The thing about OBAA is that, despite transplanting parts of the plot into a modernish or near future America, its worldview still feels old fashioned to a fault. Instead of exploring the way new media is used to keep the population complacent, instead of exploring the ways race, gender and sexual orientation are used to draw lines and hierarchies in a society that naively considered itself past these things, instead of exploring the unreliable nature of information in a world 10 year past being declared postfactual, it explores dichotomies that, hell, even the early 90's book it alleges to be inspired by didn't take at face value.
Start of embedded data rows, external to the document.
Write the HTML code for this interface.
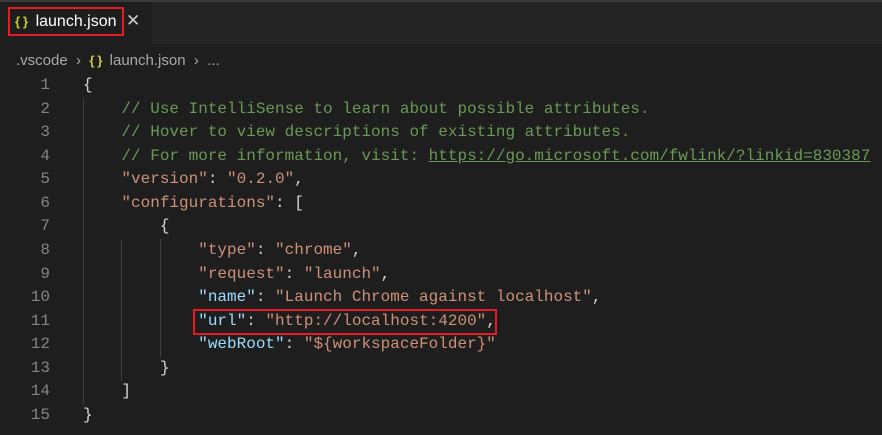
<!DOCTYPE html>
<html><head><meta charset="utf-8"><style>
*{margin:0;padding:0;box-sizing:border-box}
body{width:882px;height:435px;background:#1e1e1e;overflow:hidden;position:relative;font-family:"Liberation Sans",sans-serif}
.top{position:absolute;left:0;top:0;width:882px;height:2px;background:#3a3a3a}
.bar{position:absolute;left:0;top:2px;width:882px;height:42px;background:#252526}
.tab{position:absolute;left:0;top:2px;width:152px;height:42px;background:#1e1e1e}
.box{position:absolute;left:8px;top:7px;width:116px;height:29px;border:2.5px solid #e51c23}
.ic{color:#cbcb41;font-weight:bold;font-size:13px;letter-spacing:3px}
.tt{position:absolute;left:15px;top:13px;font-size:16px;color:#fff;white-space:nowrap}
.x{position:absolute;left:126px;top:11px;color:#ccc;font-size:17px}
.bc{position:absolute;left:16px;top:52px;font-size:15px;color:#a9a9a9;white-space:nowrap}
.code{position:absolute;left:0;top:74px;width:882px;height:361px;overflow:hidden;font-family:"Liberation Mono",monospace;font-size:16px}
.ln{height:23.57px;line-height:23.57px;white-space:pre;position:relative;width:882px}
.n{position:absolute;left:8px;color:#858585;width:42px;text-align:right}
.t{position:absolute;left:83px;color:#d4d4d4}
.c{color:#6a9955}.u{text-decoration:underline}
.k{color:#9cdcfe}.s{color:#ce9178}
.g{position:absolute;width:1px;background:#404040}
.rb{position:absolute;left:193px;top:309px;width:304px;height:26px;border:2.5px solid #e51c23}
</style></head><body>
<div class="top"></div><div class="bar"></div><div class="tab"></div>
<div class="box"></div>
<div class="tt"><span class="ic">{}</span>&nbsp;launch.json</div>
<div class="x">✕</div>
<div class="bc">.vscode &nbsp;›&nbsp; <span class="ic">{}</span> launch.json &nbsp;›&nbsp; ...</div>
<div class="g" style="left:83px;top:98px;height:307px"></div>
<div class="g" style="left:121px;top:239px;height:142px"></div>
<div class="g" style="left:160px;top:239px;height:118px"></div>
<div class="code">
<div class="ln"><span class="n">1</span><span class="t">{</span></div>
<div class="ln"><span class="n">2</span><span class="t">    <span class="c">// Use IntelliSense to learn about possible attributes.</span></span></div>
<div class="ln"><span class="n">3</span><span class="t">    <span class="c">// Hover to view descriptions of existing attributes.</span></span></div>
<div class="ln"><span class="n">4</span><span class="t">    <span class="c">// For more information, visit: <span class="u">https://go.microsoft.com/fwlink/?linkid=830387</span></span></span></div>
<div class="ln"><span class="n">5</span><span class="t">    <span class="s">"version"</span>: <span class="s">"0.2.0"</span>,</span></div>
<div class="ln"><span class="n">6</span><span class="t">    <span class="s">"configurations"</span>: [</span></div>
<div class="ln"><span class="n">7</span><span class="t">        {</span></div>
<div class="ln"><span class="n">8</span><span class="t">            <span class="s">"type"</span>: <span class="s">"chrome"</span>,</span></div>
<div class="ln"><span class="n">9</span><span class="t">            <span class="s">"request"</span>: <span class="s">"launch"</span>,</span></div>
<div class="ln"><span class="n">10</span><span class="t">            <span class="k">"name"</span>: <span class="s">"Launch Chrome against localhost"</span>,</span></div>
<div class="ln"><span class="n">11</span><span class="t">            <span class="k">"url"</span>: <span class="s">"http://localhost:4200"</span>,</span></div>
<div class="ln"><span class="n">12</span><span class="t">            <span class="k">"webRoot"</span>: <span class="s">"${workspaceFolder}"</span></span></div>
<div class="ln"><span class="n">13</span><span class="t">        }</span></div>
<div class="ln"><span class="n">14</span><span class="t">    ]</span></div>
<div class="ln"><span class="n">15</span><span class="t">}</span></div>
</div>
<div class="rb"></div>
</body></html>
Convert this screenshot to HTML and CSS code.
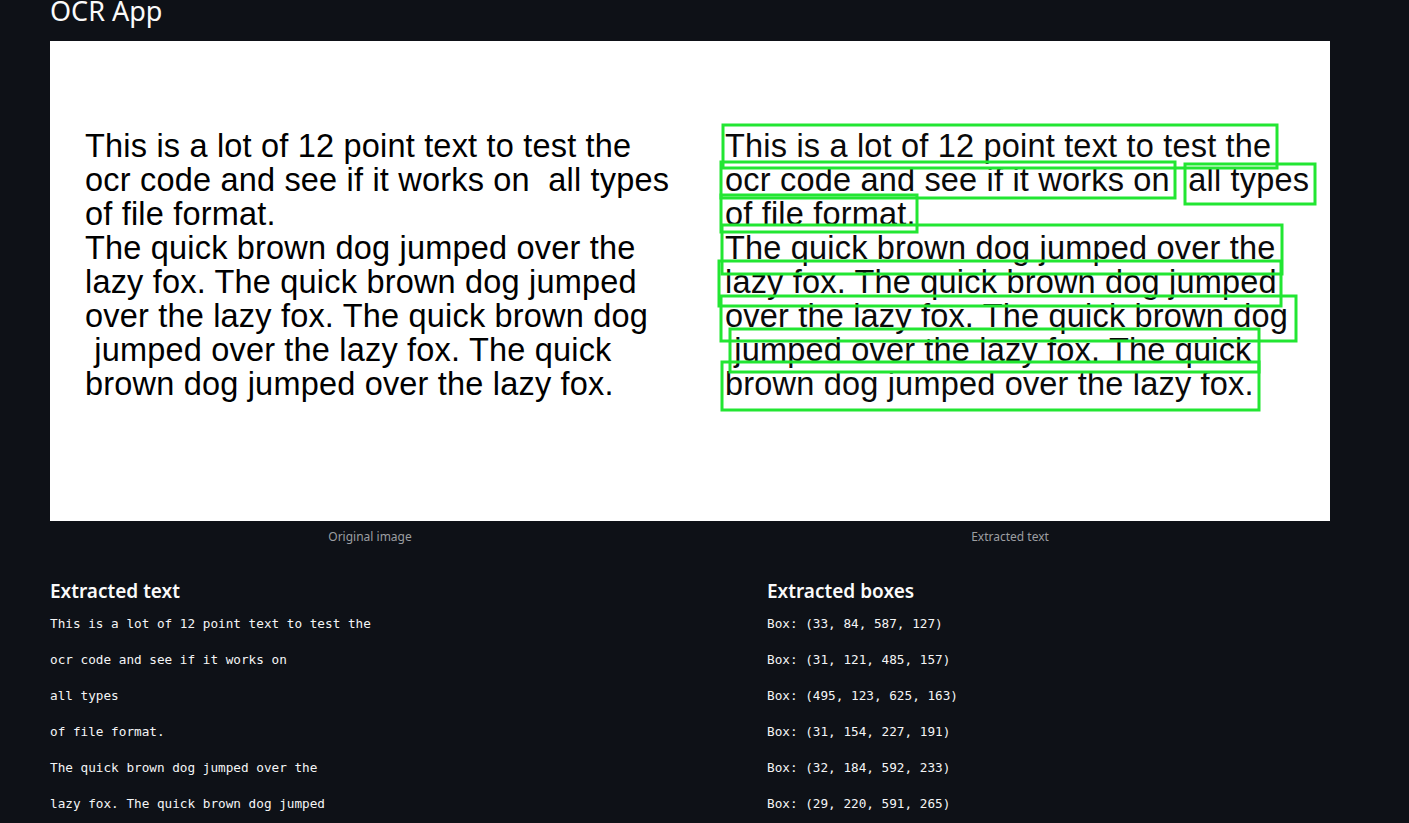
FILE: index.html
```html
<!DOCTYPE html>
<html lang="en">
<head>
<meta charset="utf-8">
<title>OCR App</title>
<link rel="stylesheet" href="styles.css">
</head>
<body>
<main class="main">
  <h1 class="title">OCR App</h1>

  <div class="gallery">
    <figure class="fig">
      <div class="img">
        <div class="doc">This is a lot of 12 point text to test the
ocr code and see if it works on  all types
of file format.
The quick brown dog jumped over the
lazy fox. The quick brown dog jumped
over the lazy fox. The quick brown dog
 jumped over the lazy fox. The quick
brown dog jumped over the lazy fox.</div>
      </div>
      <figcaption class="caption">Original image</figcaption>
    </figure>
    <figure class="fig">
      <div class="img">
        <div class="doc doc-soft">This is a lot of 12 point text to test the
ocr code and see if it works on  all types
of file format.
The quick brown dog jumped over the
lazy fox. The quick brown dog jumped
over the lazy fox. The quick brown dog
 jumped over the lazy fox. The quick
brown dog jumped over the lazy fox.</div>
        <svg class="boxes" viewBox="0 0 640 480" width="640" height="480" aria-hidden="true">
          <g fill="none" stroke="#22e632" stroke-width="3">
            <rect x="33" y="84" width="554" height="43"/>
            <rect x="31" y="121" width="454" height="36"/>
            <rect x="495" y="123" width="130" height="40"/>
            <rect x="31" y="154" width="196" height="37"/>
            <rect x="32" y="184" width="560" height="49"/>
            <rect x="29" y="220" width="562" height="45"/>
            <rect x="31" y="255" width="575" height="45"/>
            <rect x="40" y="288" width="529" height="43"/>
            <rect x="32" y="321" width="537" height="48"/>
          </g>
        </svg>
      </div>
      <figcaption class="caption">Extracted text</figcaption>
    </figure>
  </div>

  <div class="results">
    <section class="col">
      <h3 class="heading">Extracted text</h3>
      <div class="mono">This is a lot of 12 point text to test the</div>
      <div class="mono">ocr code and see if it works on</div>
      <div class="mono">all types</div>
      <div class="mono">of file format.</div>
      <div class="mono">The quick brown dog jumped over the</div>
      <div class="mono">lazy fox. The quick brown dog jumped</div>
      <div class="mono">over the lazy fox. The quick brown dog</div>
      <div class="mono">jumped over the lazy fox. The quick</div>
      <div class="mono">brown dog jumped over the lazy fox.</div>
    </section>
    <section class="col">
      <h3 class="heading">Extracted boxes</h3>
      <div class="mono">Box: (33, 84, 587, 127)</div>
      <div class="mono">Box: (31, 121, 485, 157)</div>
      <div class="mono">Box: (495, 123, 625, 163)</div>
      <div class="mono">Box: (31, 154, 227, 191)</div>
      <div class="mono">Box: (32, 184, 592, 233)</div>
      <div class="mono">Box: (29, 220, 591, 265)</div>
      <div class="mono">Box: (31, 255, 606, 300)</div>
      <div class="mono">Box: (40, 288, 569, 331)</div>
      <div class="mono">Box: (32, 321, 569, 369)</div>
    </section>
  </div>
</main>
</body>
</html>
```

FILE: styles.css
```css
html, body {
  margin: 0;
  padding: 0;
  background: #0e1117;
  color: #fafafa;
  font-family: "Noto Sans", "Open Sans", sans-serif;
  overflow: hidden;
}

.main {
  padding-left: 50px;
  width: 1280px;
}

.title {
  margin: -6px 0 13px 0;
  font-size: 27px;
  line-height: 34px;
  font-weight: 400;
  color: #fafafa;
}

.gallery {
  display: flex;
}

.fig {
  margin: 0;
  width: 640px;
  display: flex;
  flex-direction: column;
  align-items: center;
}

.img {
  position: relative;
  width: 640px;
  height: 480px;
  background: #ffffff;
  overflow: hidden;
}

.doc {
  padding: 88px 0 0 35px;
  white-space: pre;
  font-family: "Liberation Sans", Arial, sans-serif;
  font-size: 32.5px;
  letter-spacing: 0.19px;
  line-height: 34px;
  color: #000000;
}

.doc-soft {
  color: #0a0a0a;
}

.boxes {
  position: absolute;
  left: 0;
  top: 0;
}

.caption {
  padding-top: 8px;
  font-size: 12px;
  line-height: 16px;
  color: #9c9ea1;
}

.results {
  display: grid;
  grid-template-columns: 717px 1fr;
  margin-top: 32px;
}

.col {
  display: flex;
  flex-direction: column;
}

.heading {
  margin: 0 0 9px 0;
  font-size: 19px;
  line-height: 28px;
  font-weight: 600;
  color: #fafafa;
}

.mono {
  font-family: "DejaVu Sans Mono", "Liberation Mono", monospace;
  font-size: 12.7px;
  line-height: 20px;
  height: 20px;
  margin-bottom: 16px;
  white-space: pre;
  color: #f4f5f6;
}
```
The thing is that Pat and his old outfit, the French 95, are still very much hippie coded, a vague amalgamation of Weather Underground, Black Panthers and other old guard boomer resistance movements; tech illiterate, vaguely maoist, paramilitary structure, far removed from anything that would possibly manifest in the 2020s. The other side not faring much better, sean Penn's Colonel Lockjaw effectively playing a more nuanced version of Colonel Quaritch, the villain from Cameron's Avatar movies, an archetype unthawed from somewhere during the Bush administration.
All of which make One Battle feel like a movie about the 20's, written by a guy stuck in the 00's, directed by a guy stuck in the 70's and neither of these guys is all that sharp, all things considered. Pynchon, aside from being one of the greatest satirists in English speaking literature, aside from being the person to write the definitive map to western parapolitics in the 20th Century, is a man who, now almost past his 80's, has always kept an ear to the ground. Earlier this year his latest book, Shadow Ticket came out. Somehow a book with much more to say about the 2020's despite being set in the 1930's, than OBAA has.
The other thing, in addition to the first thing alluded to two paragraphs earlier, is that Anderson's just not as whimsical as ol' Tommy Pynch. The original book Vineland features a punk band named "Billy Barf and the Vomitones" and this movie couldn't dream of having anything as funny in it. Anderson, one imagines, wouldn't be caught dead ever directing a musical sequence, much less dive into the books zanier elements like an insurance adjuster following Godzilla around. Hell, his adaptation of Inherent Vice already went out if its way to write around all of that. All OBAA has, really, as a uniquely pynchonian touch not half heartedly lifted from the book is the racist fraternity Lockjaw is trying to join, an order called the "Christmas Adventurers", a joke that doesn't extend much beyond their funny name.
Make no mistake, this is a well made movie in most regards. Acting is impeccable, DiCaprio, Penn, Infiniti and Benicio DelToro are killing it, it looks beautiful and moved along nicely. The discordant free jazz piano score annoyed the hell out of me, though. But I don't think the screenplay is actually any good, though, I'm sorry. It feels like a movie about "today" written by a guy who's never been on the internet, use of the term "semen demon" near the end nonwithstanding. It's absolutely sad that this is the only guy adapting Pynchon. Eddington was a better pynchonian film. Under the Silver Lake was a better pynchonian film. Big Lebowski was a better pynchonian film. Hell, Southland Tales is probably still the best pynchonian film. One Battle After Another is a well meaning but overall underwhelming attempt at one.